Rows from a dataset of pages and code
-=-=-=-=-

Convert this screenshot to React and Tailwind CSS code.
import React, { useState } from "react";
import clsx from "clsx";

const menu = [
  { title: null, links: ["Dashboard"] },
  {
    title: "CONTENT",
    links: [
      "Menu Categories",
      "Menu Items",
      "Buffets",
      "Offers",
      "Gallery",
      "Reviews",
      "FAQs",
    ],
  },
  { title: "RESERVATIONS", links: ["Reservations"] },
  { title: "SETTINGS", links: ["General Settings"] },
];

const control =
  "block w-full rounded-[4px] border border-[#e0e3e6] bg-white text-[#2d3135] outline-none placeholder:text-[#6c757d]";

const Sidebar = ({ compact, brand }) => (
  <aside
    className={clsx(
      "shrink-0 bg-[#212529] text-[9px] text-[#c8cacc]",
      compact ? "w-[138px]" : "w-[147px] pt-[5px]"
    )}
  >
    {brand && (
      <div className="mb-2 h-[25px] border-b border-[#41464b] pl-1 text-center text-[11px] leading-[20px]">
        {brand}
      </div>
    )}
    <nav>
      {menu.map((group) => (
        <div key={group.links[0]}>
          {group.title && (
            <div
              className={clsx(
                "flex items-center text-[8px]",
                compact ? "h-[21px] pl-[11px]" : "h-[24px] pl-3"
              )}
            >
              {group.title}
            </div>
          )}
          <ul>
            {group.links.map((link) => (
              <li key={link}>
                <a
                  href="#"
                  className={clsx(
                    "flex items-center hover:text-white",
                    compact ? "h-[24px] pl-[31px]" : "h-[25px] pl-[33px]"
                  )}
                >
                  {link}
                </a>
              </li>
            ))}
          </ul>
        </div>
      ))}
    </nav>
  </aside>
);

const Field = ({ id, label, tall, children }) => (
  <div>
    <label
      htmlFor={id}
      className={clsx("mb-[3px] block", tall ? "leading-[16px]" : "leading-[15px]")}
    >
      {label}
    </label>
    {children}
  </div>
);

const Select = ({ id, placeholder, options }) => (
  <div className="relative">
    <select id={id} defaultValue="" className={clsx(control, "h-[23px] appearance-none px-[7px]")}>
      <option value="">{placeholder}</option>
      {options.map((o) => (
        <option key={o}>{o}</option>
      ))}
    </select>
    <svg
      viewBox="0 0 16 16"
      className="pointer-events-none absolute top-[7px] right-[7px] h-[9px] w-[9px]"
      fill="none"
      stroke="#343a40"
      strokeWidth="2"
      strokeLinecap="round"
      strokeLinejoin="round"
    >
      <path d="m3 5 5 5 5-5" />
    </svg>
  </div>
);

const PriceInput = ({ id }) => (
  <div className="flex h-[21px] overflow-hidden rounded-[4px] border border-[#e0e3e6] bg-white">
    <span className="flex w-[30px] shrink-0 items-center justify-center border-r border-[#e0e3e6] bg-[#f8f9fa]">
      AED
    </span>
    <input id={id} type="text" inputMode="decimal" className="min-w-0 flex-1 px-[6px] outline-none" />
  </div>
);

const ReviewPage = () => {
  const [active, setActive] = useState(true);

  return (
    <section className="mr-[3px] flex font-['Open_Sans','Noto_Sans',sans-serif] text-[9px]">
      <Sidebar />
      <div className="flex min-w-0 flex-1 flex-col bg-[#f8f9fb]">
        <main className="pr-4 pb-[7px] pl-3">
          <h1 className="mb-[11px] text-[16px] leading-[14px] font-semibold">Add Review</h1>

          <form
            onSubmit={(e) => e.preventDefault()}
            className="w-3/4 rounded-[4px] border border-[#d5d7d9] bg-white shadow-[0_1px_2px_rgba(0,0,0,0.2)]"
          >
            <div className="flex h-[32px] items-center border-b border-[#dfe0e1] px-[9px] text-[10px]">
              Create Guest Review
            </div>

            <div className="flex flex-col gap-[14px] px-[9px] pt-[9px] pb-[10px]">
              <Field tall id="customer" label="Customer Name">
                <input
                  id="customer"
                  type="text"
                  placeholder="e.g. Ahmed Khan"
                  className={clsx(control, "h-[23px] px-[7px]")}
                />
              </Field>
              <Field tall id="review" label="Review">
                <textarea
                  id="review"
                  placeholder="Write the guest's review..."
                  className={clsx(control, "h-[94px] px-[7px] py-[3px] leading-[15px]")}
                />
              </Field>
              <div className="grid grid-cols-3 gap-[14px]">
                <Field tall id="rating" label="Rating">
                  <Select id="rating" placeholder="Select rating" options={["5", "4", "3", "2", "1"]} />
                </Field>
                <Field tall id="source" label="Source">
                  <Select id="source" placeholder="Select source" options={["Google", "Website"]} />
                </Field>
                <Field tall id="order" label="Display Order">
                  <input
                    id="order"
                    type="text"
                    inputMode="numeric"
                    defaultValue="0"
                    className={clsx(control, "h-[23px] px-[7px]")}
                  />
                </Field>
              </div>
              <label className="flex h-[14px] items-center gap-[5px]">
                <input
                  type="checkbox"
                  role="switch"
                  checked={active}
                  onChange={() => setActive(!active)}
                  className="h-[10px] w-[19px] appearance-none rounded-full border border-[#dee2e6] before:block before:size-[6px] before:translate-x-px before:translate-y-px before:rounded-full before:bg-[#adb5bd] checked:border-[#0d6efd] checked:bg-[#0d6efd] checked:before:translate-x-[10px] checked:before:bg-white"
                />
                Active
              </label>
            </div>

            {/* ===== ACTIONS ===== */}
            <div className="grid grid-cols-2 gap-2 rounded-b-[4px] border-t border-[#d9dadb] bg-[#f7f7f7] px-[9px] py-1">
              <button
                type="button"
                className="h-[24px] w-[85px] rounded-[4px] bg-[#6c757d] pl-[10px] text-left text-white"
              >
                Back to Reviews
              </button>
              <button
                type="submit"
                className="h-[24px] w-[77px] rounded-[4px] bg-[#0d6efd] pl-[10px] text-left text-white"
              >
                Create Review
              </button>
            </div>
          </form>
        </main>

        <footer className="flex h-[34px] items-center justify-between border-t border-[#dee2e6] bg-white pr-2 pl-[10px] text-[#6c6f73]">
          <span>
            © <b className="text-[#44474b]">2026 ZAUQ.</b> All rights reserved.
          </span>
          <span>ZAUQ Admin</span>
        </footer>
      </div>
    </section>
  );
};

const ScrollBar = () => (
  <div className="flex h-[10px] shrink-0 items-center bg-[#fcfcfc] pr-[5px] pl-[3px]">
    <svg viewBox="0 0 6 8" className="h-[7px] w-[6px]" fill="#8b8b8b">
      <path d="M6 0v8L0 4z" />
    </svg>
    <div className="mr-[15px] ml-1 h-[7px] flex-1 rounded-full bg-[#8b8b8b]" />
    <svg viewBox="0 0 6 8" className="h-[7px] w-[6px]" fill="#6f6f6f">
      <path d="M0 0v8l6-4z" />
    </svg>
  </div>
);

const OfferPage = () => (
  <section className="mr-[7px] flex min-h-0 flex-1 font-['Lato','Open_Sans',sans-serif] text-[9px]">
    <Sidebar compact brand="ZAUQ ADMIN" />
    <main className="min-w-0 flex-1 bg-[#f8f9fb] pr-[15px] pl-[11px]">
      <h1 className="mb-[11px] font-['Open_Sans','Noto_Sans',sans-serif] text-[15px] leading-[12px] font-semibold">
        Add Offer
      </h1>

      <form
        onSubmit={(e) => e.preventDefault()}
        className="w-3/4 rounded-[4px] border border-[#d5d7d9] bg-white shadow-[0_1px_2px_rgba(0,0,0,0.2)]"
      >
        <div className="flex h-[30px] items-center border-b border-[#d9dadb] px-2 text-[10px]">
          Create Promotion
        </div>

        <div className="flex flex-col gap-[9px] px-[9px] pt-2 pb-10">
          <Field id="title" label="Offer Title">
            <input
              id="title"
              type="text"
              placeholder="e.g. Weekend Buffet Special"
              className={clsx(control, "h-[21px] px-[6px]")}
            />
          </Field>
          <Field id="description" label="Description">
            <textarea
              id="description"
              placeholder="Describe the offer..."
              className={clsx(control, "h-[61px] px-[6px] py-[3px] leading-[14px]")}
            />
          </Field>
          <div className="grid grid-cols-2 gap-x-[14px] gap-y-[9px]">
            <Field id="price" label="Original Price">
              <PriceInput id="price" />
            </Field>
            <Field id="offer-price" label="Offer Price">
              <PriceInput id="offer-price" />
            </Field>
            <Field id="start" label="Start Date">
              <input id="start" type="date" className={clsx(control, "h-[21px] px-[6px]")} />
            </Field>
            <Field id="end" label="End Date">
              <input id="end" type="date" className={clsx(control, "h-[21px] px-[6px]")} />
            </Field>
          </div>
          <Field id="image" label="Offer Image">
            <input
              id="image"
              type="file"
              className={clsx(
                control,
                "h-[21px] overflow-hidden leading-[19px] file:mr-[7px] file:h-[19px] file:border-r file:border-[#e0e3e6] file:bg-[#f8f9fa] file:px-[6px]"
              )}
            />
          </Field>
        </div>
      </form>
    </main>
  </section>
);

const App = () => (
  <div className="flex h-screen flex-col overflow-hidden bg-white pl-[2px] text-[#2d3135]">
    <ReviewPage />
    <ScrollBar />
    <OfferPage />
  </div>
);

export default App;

-=-=-=-=-

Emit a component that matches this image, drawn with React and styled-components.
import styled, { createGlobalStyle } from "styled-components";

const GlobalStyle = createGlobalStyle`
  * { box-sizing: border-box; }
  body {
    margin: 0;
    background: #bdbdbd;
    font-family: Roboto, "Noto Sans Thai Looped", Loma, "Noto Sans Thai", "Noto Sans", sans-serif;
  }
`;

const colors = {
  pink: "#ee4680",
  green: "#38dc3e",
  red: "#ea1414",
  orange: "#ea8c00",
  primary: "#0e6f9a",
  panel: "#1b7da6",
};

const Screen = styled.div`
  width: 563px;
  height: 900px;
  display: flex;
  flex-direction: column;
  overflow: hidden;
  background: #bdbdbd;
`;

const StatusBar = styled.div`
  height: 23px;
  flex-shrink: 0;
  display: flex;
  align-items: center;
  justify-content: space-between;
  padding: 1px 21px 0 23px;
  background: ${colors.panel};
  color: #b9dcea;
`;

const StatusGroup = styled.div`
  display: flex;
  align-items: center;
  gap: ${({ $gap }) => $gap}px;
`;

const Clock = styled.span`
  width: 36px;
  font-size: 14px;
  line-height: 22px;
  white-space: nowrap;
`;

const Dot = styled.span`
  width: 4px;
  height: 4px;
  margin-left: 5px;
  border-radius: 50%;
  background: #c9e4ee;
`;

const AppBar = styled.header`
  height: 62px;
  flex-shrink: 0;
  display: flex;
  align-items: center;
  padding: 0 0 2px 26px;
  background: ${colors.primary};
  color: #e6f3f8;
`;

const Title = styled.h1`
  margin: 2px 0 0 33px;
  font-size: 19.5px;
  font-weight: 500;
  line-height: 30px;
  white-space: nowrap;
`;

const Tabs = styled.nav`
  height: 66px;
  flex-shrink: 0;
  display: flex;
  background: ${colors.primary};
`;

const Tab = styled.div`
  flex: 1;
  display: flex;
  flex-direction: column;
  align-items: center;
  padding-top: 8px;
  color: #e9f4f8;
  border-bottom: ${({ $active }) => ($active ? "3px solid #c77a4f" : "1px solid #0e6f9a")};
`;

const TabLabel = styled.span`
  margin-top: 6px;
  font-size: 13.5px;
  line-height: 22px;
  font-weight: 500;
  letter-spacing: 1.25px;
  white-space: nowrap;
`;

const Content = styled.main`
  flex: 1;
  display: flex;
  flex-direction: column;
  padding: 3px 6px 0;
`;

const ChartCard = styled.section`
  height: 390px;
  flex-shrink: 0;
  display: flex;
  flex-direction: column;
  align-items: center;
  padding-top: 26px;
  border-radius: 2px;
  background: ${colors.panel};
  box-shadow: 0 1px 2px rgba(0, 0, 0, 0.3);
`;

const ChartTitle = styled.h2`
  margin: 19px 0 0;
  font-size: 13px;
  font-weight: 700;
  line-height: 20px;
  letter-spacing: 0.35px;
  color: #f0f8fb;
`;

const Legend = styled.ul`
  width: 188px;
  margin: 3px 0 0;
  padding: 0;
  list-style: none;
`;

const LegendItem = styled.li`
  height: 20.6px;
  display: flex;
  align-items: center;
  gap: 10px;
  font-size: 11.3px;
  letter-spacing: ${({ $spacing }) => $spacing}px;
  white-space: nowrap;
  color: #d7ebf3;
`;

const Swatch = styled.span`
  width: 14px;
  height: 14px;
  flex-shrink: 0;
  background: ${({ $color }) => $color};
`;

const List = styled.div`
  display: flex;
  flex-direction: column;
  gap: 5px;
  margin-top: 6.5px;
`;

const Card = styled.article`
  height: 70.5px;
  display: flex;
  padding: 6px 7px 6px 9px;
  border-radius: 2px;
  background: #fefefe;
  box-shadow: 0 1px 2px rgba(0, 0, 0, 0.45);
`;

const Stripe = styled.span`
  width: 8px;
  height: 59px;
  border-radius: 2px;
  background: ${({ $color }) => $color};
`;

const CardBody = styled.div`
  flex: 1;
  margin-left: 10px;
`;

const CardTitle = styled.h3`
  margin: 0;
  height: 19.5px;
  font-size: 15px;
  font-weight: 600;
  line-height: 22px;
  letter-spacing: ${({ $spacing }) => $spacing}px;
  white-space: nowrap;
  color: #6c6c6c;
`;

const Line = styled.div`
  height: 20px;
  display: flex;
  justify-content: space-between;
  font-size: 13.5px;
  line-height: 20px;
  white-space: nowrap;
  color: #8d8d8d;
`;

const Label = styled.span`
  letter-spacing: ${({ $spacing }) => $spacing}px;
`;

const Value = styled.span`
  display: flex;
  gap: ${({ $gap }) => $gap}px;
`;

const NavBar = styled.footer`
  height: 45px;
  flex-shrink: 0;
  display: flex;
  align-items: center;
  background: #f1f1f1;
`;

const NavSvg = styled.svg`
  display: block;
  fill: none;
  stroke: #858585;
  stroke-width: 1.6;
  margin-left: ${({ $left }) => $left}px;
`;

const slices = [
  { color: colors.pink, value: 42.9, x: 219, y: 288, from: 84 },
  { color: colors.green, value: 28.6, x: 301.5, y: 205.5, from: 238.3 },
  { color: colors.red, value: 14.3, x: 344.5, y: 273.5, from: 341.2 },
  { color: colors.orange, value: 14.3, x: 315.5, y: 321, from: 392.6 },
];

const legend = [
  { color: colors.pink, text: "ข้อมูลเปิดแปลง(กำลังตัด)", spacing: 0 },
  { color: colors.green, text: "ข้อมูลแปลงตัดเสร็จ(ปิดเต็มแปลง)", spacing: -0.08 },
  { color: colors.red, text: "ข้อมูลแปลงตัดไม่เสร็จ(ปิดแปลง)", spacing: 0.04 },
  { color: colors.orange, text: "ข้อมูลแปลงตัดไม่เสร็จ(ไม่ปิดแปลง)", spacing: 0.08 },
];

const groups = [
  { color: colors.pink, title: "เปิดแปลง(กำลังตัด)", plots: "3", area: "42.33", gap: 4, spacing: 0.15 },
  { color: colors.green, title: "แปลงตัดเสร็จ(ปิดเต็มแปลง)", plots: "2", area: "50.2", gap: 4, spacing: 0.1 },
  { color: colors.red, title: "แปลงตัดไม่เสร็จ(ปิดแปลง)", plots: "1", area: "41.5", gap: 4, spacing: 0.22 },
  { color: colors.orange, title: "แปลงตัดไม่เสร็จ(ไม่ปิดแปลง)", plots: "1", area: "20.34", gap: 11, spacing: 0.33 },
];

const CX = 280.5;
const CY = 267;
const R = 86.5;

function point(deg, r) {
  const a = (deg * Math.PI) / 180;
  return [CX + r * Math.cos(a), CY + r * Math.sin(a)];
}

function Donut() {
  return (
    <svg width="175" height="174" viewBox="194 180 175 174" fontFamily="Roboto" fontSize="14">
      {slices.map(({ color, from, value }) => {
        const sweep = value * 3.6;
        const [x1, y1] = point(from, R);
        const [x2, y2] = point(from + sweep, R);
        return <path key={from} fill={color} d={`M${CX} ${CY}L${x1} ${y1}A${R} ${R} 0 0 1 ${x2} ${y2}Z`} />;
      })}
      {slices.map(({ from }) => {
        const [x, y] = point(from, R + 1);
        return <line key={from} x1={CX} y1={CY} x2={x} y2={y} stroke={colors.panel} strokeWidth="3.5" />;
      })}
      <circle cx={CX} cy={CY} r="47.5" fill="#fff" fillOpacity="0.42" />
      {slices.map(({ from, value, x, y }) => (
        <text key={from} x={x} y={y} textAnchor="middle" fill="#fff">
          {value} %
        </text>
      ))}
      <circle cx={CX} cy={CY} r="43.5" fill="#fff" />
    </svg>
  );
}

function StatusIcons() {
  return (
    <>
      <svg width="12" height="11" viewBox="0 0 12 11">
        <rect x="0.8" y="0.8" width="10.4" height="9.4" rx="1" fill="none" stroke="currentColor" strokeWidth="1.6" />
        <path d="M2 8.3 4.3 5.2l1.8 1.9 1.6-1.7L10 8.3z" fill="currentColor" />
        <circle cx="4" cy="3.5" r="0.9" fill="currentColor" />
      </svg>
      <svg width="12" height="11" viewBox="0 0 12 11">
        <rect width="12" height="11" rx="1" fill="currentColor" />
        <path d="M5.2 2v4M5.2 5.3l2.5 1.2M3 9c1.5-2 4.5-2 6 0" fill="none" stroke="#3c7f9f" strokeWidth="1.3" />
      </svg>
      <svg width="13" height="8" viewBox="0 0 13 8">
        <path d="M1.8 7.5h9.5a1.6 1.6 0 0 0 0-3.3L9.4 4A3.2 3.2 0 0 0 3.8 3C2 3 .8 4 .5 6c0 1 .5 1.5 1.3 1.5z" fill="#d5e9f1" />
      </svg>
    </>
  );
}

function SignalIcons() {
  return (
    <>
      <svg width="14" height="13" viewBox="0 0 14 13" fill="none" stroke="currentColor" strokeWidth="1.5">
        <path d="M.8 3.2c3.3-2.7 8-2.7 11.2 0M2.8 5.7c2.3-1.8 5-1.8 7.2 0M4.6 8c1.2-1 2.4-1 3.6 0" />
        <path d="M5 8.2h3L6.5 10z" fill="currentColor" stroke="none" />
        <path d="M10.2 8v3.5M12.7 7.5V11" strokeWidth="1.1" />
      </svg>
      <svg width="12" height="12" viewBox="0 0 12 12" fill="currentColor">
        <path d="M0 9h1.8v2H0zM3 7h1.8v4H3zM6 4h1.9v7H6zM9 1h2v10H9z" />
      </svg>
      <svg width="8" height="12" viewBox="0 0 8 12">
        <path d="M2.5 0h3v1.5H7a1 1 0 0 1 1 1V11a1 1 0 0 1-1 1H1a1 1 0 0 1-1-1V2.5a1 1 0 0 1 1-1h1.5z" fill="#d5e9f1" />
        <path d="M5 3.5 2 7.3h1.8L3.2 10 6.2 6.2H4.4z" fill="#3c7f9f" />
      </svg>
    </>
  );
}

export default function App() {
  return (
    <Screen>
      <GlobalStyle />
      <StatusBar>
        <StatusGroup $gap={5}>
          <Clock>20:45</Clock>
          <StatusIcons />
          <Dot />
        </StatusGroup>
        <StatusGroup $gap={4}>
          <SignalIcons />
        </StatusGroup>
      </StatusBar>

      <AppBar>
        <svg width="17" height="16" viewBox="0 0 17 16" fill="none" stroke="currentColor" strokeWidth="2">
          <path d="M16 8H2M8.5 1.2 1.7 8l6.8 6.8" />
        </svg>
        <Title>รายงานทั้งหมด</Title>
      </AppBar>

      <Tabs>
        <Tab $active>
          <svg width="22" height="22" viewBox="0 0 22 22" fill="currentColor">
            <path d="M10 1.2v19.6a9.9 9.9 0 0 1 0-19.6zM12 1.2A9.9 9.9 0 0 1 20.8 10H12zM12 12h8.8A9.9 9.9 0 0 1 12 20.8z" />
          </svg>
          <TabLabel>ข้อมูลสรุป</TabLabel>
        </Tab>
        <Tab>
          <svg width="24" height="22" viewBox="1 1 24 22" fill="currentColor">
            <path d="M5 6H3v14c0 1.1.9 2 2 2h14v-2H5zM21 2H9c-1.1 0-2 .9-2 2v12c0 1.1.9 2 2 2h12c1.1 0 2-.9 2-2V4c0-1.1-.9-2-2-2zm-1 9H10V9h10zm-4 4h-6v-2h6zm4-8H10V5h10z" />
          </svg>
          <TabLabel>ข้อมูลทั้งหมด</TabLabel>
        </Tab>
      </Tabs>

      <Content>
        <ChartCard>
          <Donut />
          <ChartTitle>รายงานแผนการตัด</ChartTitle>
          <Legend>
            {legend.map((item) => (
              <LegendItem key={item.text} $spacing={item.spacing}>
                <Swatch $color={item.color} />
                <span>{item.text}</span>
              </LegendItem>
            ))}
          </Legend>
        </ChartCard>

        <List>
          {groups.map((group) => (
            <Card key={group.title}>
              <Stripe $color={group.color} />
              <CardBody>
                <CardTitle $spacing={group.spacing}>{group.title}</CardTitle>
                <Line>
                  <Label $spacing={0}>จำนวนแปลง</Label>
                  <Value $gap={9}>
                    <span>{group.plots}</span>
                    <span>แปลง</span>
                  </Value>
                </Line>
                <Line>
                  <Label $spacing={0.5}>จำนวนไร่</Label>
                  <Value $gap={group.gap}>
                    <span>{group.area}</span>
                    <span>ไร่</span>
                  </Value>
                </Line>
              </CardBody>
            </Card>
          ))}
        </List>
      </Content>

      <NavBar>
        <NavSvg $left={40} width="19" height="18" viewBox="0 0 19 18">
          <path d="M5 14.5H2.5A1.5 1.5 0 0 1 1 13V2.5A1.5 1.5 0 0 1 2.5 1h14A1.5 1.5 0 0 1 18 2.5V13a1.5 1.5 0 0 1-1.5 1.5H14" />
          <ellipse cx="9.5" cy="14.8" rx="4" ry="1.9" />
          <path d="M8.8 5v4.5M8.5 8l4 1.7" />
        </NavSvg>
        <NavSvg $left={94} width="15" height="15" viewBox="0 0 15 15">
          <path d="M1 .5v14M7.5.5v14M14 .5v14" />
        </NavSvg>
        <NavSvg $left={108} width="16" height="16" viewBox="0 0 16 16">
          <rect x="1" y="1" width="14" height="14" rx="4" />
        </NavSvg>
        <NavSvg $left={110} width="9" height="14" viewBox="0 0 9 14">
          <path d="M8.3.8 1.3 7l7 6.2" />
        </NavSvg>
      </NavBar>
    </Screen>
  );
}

-=-=-=-=-

In the listing above, locate the line with "Convert this screenshot" and the line with "import clsx from", then extract exactly those lines and every line between them, and nothing more.

Convert this screenshot to React and Tailwind CSS code.
import React, { useState } from "react";
import clsx from "clsx";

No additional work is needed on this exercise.